Lately I have been pondering the thought of going back to school. It's been a rough decision for me because it brings back many memories. Memories of way back when I was young and pretty stupid. If I would have just went to school after I graduated, instead of making the choices I made, I would be almost done, if not done already. Things would have been very different. I can't say I regret everything I guess, because I wouldn't be where I am now, and probably not married to the man I married now. Funny how life turns out. Never expected to be where I am, living where I am. But anyway, I'm going to be trying to take my generals to get accepted into the nursing program. Probably an LPN to start. The hardest part is, I have to work. Working full time, going to school, and running a business is going to be overwhelming. I may have to step back from the bags for a bit. I guess we'll see how school goes. I've never been a fan of school, but I need to go.

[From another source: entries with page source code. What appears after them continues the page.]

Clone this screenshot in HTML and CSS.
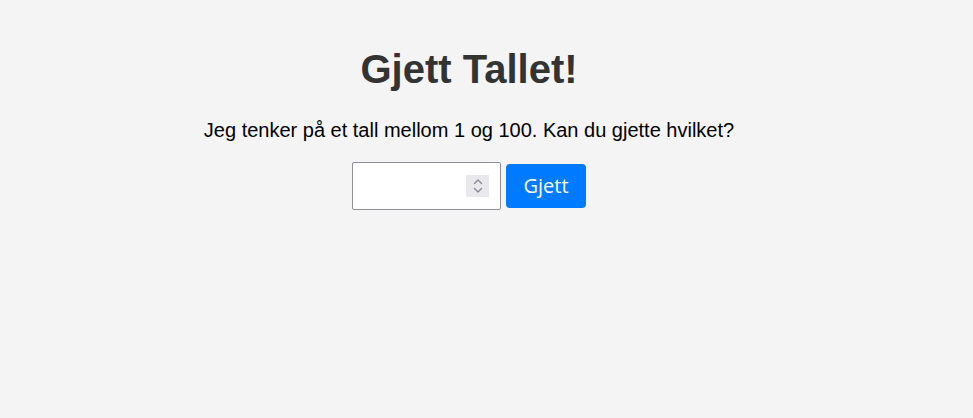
FILE: index.html
```html
<!DOCTYPE html>
<html lang="no">
<head>
<meta charset="utf-8">
<title>Gjett Tallet!</title>
<link rel="stylesheet" href="styles.css">
</head>
<body>
<main class="game">
  <h1 class="title">Gjett Tallet!</h1>
  <p class="intro">Jeg tenker på et tall mellom 1 og 100. Kan du gjette hvilket?</p>
  <div class="controls">
    <div class="field">
      <input class="guess" type="text" aria-label="Ditt gjett">
      <span class="spinner" aria-hidden="true">
        <svg width="12" height="18" viewBox="0 0 12 18"><path d="M2.5 6.5 L6 3 L9.5 6.5 M2.5 11.5 L6 15 L9.5 11.5" fill="none" stroke="#8a8a96" stroke-width="1.4" stroke-linecap="round" stroke-linejoin="round"/></svg>
      </span>
    </div>
    <button class="btn" type="button">Gjett</button>
  </div>
</main>
</body>
</html>
```

FILE: styles.css
```css
html, body {
  margin: 0;
}
body {
  background: #f4f4f4;
  padding: 20px 55px 20px 20px;
  font-family: "Liberation Sans", Arial, sans-serif;
  color: #000;
}
.game {
  text-align: center;
}
.title {
  font-size: 40px;
  font-weight: bold;
  color: #333;
  margin: 26.8px 0;
}
.intro {
  font-size: 20px;
  margin: 20px 0;
}
.controls {
  display: flex;
  justify-content: center;
  align-items: center;
  gap: 5px;
}
.field {
  display: flex;
  align-items: center;
  height: 46px;
  width: 136px;
  border: 1px solid #8f8f9d;
  border-radius: 2px;
  background: #fff;
  padding: 0 11px 0 0;
  box-sizing: content-box;
}
.guess {
  flex: 1;
  min-width: 0;
  border: 0;
  outline: 0;
  background: transparent;
  font-size: 18px;
  padding: 0 0 0 10px;
  height: 100%;
  font-family: inherit;
}
.spinner {
  width: 23px;
  height: 22px;
  background: #e9e9ed;
  display: flex;
  align-items: center;
  justify-content: center;
}
.spinner svg {
  display: block;
}
.btn {
  width: 80px;
  height: 44px;
  border: 0;
  border-radius: 4px;
  background: #007bff;
  color: #fff;
  font-family: "Open Sans", "Noto Sans", sans-serif;
  font-size: 20px;
  padding: 0;
}
```
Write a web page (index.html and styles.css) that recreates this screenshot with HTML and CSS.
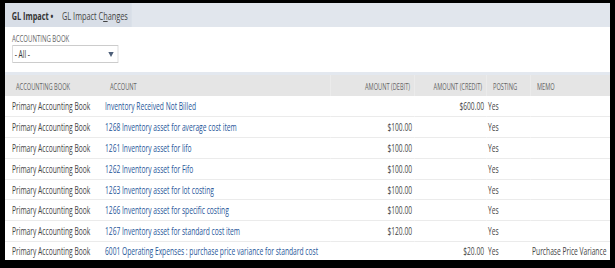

Anyway, Happy New Moon Friday! I'm sure I'll have a good story or two in the next few days about attending opening night. It is sure to be a fiasco at the least.

2 comments:

Sandi said...

Good luck if you decide to go back to school. I know how hard it is. My advise is to just keep time for yourself and if you do seek the nursing program, ten go all the way for your RN. You do the same work as an LPN but make a lot more money. To answer your question to me...We moved to Australia for work. James was offered a really good job over here and since we were facing layoffs or transfers anyway we decided to go for it. How often does a chance to live in a foreign country come along anyways?

Sandi said...

Oh and make sure you proof read everything. Sorry for all of the dumb mistakes. Guess that means it is time to go to bed.